Second, Saint Augustine's extensive commentary on the Psalms (Enarrationes in Psalmos) reads Psalm 9 Christologically: the "enemies" are not merely human opponents but the principalities and powers (cf. Ephesians 6:12), and their rout is accomplished definitively in the Passion and Resurrection of Christ. The Cross is the ultimate throne from which righteous judgment issues — as the inscription "INRI" ironically declared, Christ the King reigns even from the Cross. Origen similarly saw in the "blotting out of names" an anticipation of spiritual death, the erasure of those who refuse to be written in the Lamb's Book of Life.
Third, the Catholic tradition of lectio divina invites the faithful to pray these verses not in a spirit of vindictiveness but of eschatological hope — trusting that injustice will not have the final word. Pope Benedict XVI, in Verbum Domini (§86), encouraged Catholics to wrestle honestly with the "imprecatory" dimensions of the Psalms, seeing in them "an expression of trust that God is just" rather than human vengeance.
For the contemporary Catholic, these verses speak powerfully in a cultural moment where injustice often seems to triumph — where corruption goes unpunished, the innocent suffer, and the powerful appear untouchable. Psalms 9:3–6 is not a license for self-righteous triumphalism but an invitation to hand over one's cause entirely to the divine Judge. When the psalmist says "you have maintained my just cause," he is modeling an act of surrender: placing one's grievances, wounds, and unresolved injustices into God's court rather than taking vengeance into one's own hands (cf. Romans 12:19).
Practically, a Catholic facing workplace persecution, family betrayal, social marginalization, or ecclesiastical injustice can pray these verses as a form of active trust. The liturgy places the Psalms on our lips precisely so that we might inhabit their emotional and theological range. This is also a profound passage for those engaged in pro-life work, advocacy for the poor, or any arena where the "enemies" seem to be winning: the blotting out of names and the uprooting of cities built on injustice is God's prerogative — and His promise. Our task is fidelity; His task is judgment.
Verse 6 — "The enemy is overtaken by endless ruin; their cities you have uprooted; the very memory of them has perished." Verse 6 reinforces and intensifies verse 5, moving from the blotting out of names to the uprooting of cities — the very structures of civilization by which empires perpetuate themselves.
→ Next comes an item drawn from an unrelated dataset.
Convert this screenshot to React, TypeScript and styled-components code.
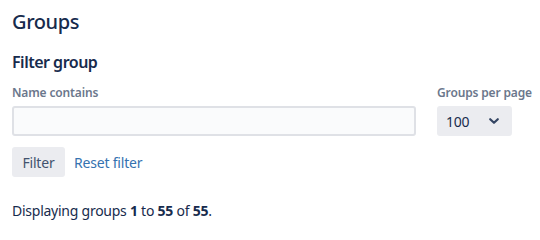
import React from "react";
import styled, { createGlobalStyle } from "styled-components";

const Global = createGlobalStyle`
  html, body { margin: 0; padding: 0; background: #fff; }
  body { font-family: "Noto Sans", "Open Sans", sans-serif; color: #172b4d; }
  * { box-sizing: border-box; }
`;

const Page = styled.div`
  padding: 10px 12px 0 12px;
  width: 540px;
`;

const Title = styled.h1`
  margin: 0;
  font-size: 20px;
  line-height: 24px;
  font-weight: 500;
  letter-spacing: -0.4px;
  color: #172b4d;
`;

const SubTitle = styled.h2`
  margin: 18px 0 0 0;
  font-size: 16px;
  line-height: 20px;
  font-weight: 600;
  letter-spacing: -0.5px;
  color: #172b4d;
`;

const FormRow = styled.div`
  display: grid;
  grid-template-columns: 404px 75px;
  column-gap: 21px;
  margin-top: 13px;
`;

const Field = styled.div`
  display: flex;
  flex-direction: column;
`;

const Label = styled.label`
  font-size: 12px;
  line-height: 16px;
  font-weight: 600;
  letter-spacing: -0.15px;
  color: #6b778c;
  margin-bottom: 5px;
  white-space: nowrap;
`;

const TextInput = styled.input`
  height: 30px;
  width: 100%;
  border: 2px solid #dfe1e6;
  border-radius: 3px;
  background: #fafbfc;
  font: inherit;
  font-size: 14px;
  padding: 0 6px;
  outline: none;
`;

const SelectBox = styled.div`
  height: 30px;
  background: #ebecf0;
  border-radius: 3px;
  display: flex;
  align-items: center;
  justify-content: space-between;
  padding: 0 12px 0 9px;
  font-size: 14px;
  letter-spacing: -0.2px;
  color: #172b4d;
`;

const Actions = styled.div`
  display: flex;
  align-items: center;
  gap: 9px;
  margin-top: 11px;
`;

const Button = styled.button`
  height: 30px;
  width: 53px;
  padding: 0;
  border: none;
  border-radius: 3px;
  background: #ebecf0;
  color: #42526e;
  font: inherit;
  font-size: 14px;
  letter-spacing: -0.2px;
`;

const LinkButton = styled.a`
  font-size: 14px;
  letter-spacing: -0.2px;
  text-decoration: none;
  color: #3572b0;
`;

const Summary = styled.p`
  margin: 24px 0 0 0;
  font-size: 14px;
  line-height: 20px;
  letter-spacing: -0.25px;
  color: #172b4d;
  b { font-weight: 700; }
`;

const Chevron = () => (
  <svg width="12" height="12" viewBox="0 0 12 12" aria-hidden>
    <path d="M2.2 4.2 L6 7.8 L9.8 4.2" fill="none" stroke="#344563" strokeWidth="2.2" strokeLinecap="round" strokeLinejoin="round" />
  </svg>
);

export default function App() {
  return (
    <Page>
      <Global />
      <Title>Groups</Title>
      <SubTitle>Filter group</SubTitle>
      <FormRow>
        <Field>
          <Label>Name contains</Label>
          <TextInput />
        </Field>
        <Field>
          <Label>Groups per page</Label>
          <SelectBox>
            <span>100</span>
            <Chevron />
          </SelectBox>
        </Field>
      </FormRow>
      <Actions>
        <Button>Filter</Button>
        <LinkButton href="#">Reset filter</LinkButton>
      </Actions>
      <Summary>
        Displaying groups <b>1</b> to <b>55</b> of <b>55</b>.
      </Summary>
    </Page>
  );
}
The phrase "endless ruin" (ḥorbôt lānetsaḥ) — desolations unto perpetuity — signals that this is not a merely historical or reversible catastrophe. The typological dimension points toward the fate of Babylon in Revelation 18 and the eschatological overthrow of all earthly powers that set themselves against God. Saint Augustine, in his City of God, reads this kind of Psalm passage as a contrast between the City of God and the city of man: the works of the latter, however impressive, are ultimately destined for ruin when they are built on the foundation of pride and injustice.